■ EXERCISE DESCRIPTION ■
Determine how many lines include "React". Give the number and nothing else.

■ PROVIDED MATERIAL ■
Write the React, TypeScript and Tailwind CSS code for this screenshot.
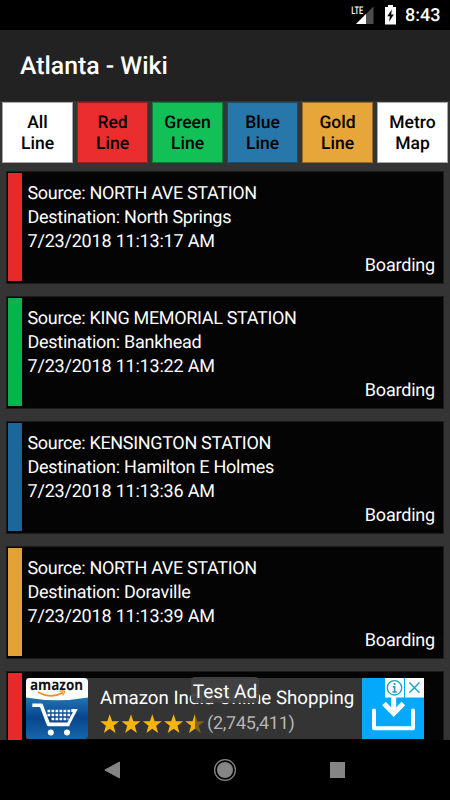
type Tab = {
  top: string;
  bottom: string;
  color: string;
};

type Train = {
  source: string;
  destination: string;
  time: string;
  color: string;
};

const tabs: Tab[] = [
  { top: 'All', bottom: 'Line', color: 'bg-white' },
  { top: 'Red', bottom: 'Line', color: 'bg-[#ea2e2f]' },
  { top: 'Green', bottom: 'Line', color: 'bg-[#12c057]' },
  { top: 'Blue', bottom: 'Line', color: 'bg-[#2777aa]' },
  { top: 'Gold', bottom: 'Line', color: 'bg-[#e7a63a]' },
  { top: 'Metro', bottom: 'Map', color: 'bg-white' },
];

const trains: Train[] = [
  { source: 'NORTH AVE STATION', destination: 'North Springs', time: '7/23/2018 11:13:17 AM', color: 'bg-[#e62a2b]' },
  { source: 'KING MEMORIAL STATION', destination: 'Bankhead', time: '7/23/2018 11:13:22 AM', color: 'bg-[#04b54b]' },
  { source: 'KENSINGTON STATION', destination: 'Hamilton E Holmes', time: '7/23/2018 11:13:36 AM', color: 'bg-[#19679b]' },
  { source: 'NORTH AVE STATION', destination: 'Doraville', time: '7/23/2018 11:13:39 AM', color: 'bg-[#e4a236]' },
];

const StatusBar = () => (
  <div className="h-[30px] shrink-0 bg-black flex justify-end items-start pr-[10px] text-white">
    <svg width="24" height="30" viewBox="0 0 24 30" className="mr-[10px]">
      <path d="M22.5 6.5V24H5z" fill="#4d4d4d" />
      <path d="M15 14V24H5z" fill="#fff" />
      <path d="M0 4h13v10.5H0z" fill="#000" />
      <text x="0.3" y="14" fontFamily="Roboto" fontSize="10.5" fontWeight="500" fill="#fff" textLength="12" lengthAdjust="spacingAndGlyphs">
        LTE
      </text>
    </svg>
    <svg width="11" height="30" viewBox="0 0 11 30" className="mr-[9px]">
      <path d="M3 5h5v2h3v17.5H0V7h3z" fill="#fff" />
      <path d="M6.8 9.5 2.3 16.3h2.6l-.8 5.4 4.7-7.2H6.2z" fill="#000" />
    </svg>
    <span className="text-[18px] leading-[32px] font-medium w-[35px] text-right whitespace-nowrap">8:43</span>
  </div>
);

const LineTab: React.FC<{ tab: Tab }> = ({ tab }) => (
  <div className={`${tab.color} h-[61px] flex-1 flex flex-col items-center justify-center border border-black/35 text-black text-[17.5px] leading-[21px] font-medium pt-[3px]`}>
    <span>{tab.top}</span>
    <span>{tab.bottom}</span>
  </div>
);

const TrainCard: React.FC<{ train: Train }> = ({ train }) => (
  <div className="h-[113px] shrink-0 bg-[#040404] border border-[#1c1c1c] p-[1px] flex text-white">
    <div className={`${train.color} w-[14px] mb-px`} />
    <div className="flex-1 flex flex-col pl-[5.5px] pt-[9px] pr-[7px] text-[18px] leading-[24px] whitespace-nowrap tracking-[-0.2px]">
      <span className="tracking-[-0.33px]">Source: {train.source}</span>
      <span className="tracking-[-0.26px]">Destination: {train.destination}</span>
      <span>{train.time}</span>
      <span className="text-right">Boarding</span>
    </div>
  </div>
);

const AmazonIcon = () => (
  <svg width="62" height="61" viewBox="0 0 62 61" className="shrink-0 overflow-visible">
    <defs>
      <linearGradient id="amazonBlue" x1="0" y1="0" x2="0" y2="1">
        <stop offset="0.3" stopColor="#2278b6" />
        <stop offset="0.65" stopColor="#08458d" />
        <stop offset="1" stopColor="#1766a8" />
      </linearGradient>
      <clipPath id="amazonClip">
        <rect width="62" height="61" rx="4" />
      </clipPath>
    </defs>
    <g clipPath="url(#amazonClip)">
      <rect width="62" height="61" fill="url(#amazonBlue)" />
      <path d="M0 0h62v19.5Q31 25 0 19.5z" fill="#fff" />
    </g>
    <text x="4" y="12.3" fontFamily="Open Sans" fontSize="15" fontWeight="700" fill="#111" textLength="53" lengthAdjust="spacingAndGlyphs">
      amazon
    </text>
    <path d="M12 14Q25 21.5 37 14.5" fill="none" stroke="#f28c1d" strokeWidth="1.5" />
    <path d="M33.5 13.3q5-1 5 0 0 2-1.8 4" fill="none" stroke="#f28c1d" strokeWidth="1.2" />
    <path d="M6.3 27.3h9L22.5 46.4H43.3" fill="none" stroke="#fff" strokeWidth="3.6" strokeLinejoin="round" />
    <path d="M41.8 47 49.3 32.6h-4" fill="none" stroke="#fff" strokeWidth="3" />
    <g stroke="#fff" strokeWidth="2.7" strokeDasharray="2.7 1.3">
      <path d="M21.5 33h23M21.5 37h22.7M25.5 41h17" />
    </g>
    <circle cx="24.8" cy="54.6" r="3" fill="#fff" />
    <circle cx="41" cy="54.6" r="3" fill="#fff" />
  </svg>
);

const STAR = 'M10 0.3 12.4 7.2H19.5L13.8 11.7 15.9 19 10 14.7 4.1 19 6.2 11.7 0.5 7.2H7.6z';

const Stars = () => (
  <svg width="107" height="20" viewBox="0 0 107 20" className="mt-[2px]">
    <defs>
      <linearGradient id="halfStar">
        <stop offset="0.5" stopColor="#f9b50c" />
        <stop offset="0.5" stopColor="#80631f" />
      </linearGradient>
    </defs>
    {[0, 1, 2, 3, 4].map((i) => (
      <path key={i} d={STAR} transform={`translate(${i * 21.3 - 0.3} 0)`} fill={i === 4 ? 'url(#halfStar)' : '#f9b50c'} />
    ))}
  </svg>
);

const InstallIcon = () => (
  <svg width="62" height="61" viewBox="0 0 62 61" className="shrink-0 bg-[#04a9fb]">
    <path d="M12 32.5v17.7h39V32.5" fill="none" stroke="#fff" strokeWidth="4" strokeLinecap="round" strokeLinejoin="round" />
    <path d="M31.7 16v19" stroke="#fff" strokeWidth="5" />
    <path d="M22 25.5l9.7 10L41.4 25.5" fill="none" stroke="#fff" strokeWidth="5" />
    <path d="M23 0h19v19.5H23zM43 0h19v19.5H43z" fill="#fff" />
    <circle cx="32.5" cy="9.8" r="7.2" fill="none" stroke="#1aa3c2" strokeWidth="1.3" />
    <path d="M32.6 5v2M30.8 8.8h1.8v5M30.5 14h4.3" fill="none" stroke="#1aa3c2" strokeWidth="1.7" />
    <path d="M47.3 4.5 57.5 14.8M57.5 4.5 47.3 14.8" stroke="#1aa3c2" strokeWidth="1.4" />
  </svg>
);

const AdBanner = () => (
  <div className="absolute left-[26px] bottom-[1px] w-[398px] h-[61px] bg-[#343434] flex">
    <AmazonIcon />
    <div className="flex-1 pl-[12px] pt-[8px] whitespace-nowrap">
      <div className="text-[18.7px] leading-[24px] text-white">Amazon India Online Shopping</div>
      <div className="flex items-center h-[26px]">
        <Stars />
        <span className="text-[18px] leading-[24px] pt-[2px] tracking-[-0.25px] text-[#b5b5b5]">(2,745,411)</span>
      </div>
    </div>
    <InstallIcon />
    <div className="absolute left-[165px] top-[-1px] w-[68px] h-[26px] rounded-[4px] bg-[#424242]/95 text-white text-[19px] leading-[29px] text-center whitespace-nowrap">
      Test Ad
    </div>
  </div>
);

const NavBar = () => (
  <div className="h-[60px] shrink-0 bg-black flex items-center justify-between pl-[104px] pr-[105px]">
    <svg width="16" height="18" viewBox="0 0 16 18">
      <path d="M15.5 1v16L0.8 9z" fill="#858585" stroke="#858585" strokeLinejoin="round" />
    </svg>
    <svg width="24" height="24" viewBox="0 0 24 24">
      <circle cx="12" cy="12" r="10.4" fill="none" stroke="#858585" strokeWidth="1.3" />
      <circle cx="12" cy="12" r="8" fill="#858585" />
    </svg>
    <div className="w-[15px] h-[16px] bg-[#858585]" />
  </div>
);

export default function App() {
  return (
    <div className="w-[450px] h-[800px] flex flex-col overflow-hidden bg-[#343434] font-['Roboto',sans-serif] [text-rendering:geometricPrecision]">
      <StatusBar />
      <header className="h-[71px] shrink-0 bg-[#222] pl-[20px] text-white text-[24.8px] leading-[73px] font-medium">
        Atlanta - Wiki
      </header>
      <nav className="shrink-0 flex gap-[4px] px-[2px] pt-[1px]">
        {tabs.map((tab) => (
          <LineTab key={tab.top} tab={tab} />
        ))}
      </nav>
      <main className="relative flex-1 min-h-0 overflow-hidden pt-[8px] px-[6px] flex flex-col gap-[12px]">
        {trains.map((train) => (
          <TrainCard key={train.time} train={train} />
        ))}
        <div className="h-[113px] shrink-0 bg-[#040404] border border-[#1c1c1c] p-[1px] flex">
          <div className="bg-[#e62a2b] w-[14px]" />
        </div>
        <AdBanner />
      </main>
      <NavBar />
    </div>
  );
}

■ SOLUTION BELOW ■
3